Plongé dans la pénombre et confortablement vautré, je m'apprête à faire tourner la bobine de "Violette Nozière" quand soudainement, un imposant et enivrant parfum de patchouli envahit mon salon et me viole les naseaux. Puis de denses volutes de fumée apparaissent devant moi et à travers lesquelles je distingue une silhouette qui prend forme progressivement.
- "Sans déconner !...C'est toi, Dieu ?!" m'héberlu-je.
- "Presque mon con ! Tu me remets ?"
- "Et comment, Tonton Chab' ! Ca fait un bail comme dirait Nathalie !"
- "Ingrat ! Tu m'as vite oublié dis-donc. J'aurai pu crever, c'était pareil. Que me vaut ton mépris ?"
- "Bah...y a eu la coupe du monde, les vacances et puis...j'ai fait d'autres rencontres."
- "Comme "Godzilla" ! Tu crois que j'ignore toutes les saloperies que tu t'es tapé récemment comme "Lucy" ou "Annabelle" ?! Mais je vois que tu te ressaisis avec ma Violette, tu me rassures."
- "Mouais mais j'ai pas fait que marcher dans la merde, j'ai aussi côtoyé du bonheur, Tonton. C'est quoi ce parfum là ?"
- "Ca mon con, c'est mon électropipe, parfum patchouli."
- " 'tain c'est coriace comme senteur, ça sent comme le livret de l'album "Like A Prayer" de Madonna !"
- "Pitète mais le patchouli est ancéstralement recommandé pour lutter contre les troubles intestinaux et puis ça dissimule ses effets actifs si tu vois j'veux dire..."
- Hé tonton..." dis-je en clignant d'un oeil, "tu veux dire par là que tu te la pètes ?"
Face à son silence plombé d'un dédain malsain, je lance le film...
Ce Chabrol cuvée 1978 arpente un Paris le cul coincé entre les deux guerres, un Paris qui suinte la misère économique et humaine alors que la fureur s'empare de l'Allemagne. La génération née pendant la Grande Boucherie a faim de distraction et est désireuse de s'émanciper de la tutelle moralisatrice et envahissante de leurs darrons.
Donzelle de 18 ans, Violette Nozière (Isabelle Huppert) partage un étouffant deux-pièces miteux à deux pas de la gare de Lyon entre Baptiste, son cheminot de père (Jean Carmet) et sa mère Germaine, acariâtre et frigide (Stéphane Audran). Une telle promiscuité étrangle toute intimité.
Violette paraît plus que son âge et compte parmi sa ribambelle d'amants, Pierre (Fabrice Lucchini alors rouquin !), étudiant en médecine.
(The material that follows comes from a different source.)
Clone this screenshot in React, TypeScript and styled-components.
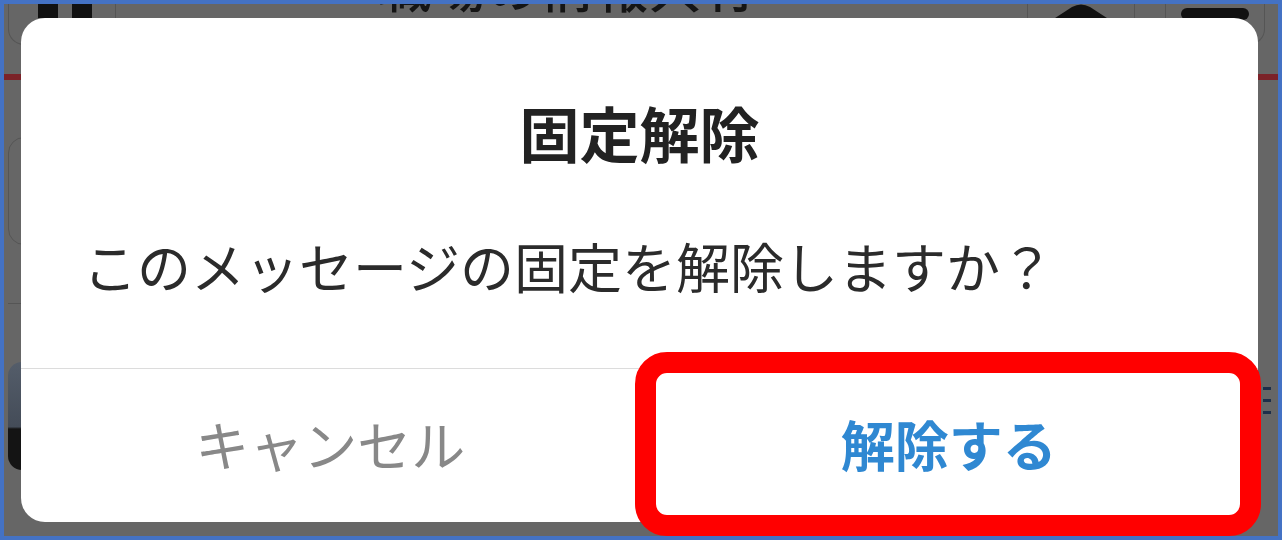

Être une bonne mère et une bonne épouse, voilà le seul avenir que la société réserve aux jeunes filles comme Violette qui pour financer ses phantasmes de bourgeoisie (restos, bars, hôtels, fringues...), se mue en pute free-lance et mythomane. Violette a honte de ses parents et les manipule en imaginant une relation amicale flatteuse, au-dessus de tout soupçon, pour justifier ses absences. Naïve jusqu'à la moelle, elle s'embarque dans une idylle à sens unique avec Jean, un gigolo perpétuellement endetté et manipulateur pour qui Violette multiplie passes et vols.
Diagnostiquée syphilitique, la môme convainc son toubib à rédiger un faux certificat de virginité. Ainsi elle rend ses parents responsables de sa chtouille et les persuade de prendre un traitement prétendument prescrit par le doc et prétexte à les empoisonner puis s'emparer de leurs économies.
Lors de son procès Violette Nozière dénonce les agissements incestueux perpétrés par son père et pour la première fois lève le voile de cet immonde tabou. Écrivains, poètes et peintres de l'époque clament publiquement sa défense : le parricide tonne !
Même s'il ne croit pas à la version de Violette Nozière, Claude Chabrol s'évertue à brouiller les actes, insinuant confusion et incertitude sur les faits notamment avec les accusations portant sur le comportement incestueux du père qu'ii effleure tout juste de sa pelloche.
Souffrant d'un budget modeste, "Violette Nozière" est loin d'une grande fresque historique et se concentre uniquement sur le fait divers. La qualité d'image digne d'un téléfilm FR3 procure l' impression de mater une VHS mais elle est aussitôt balayée par une distribution clinquante auréolée de 2 César attribués à Mesdames Huppert & Audran.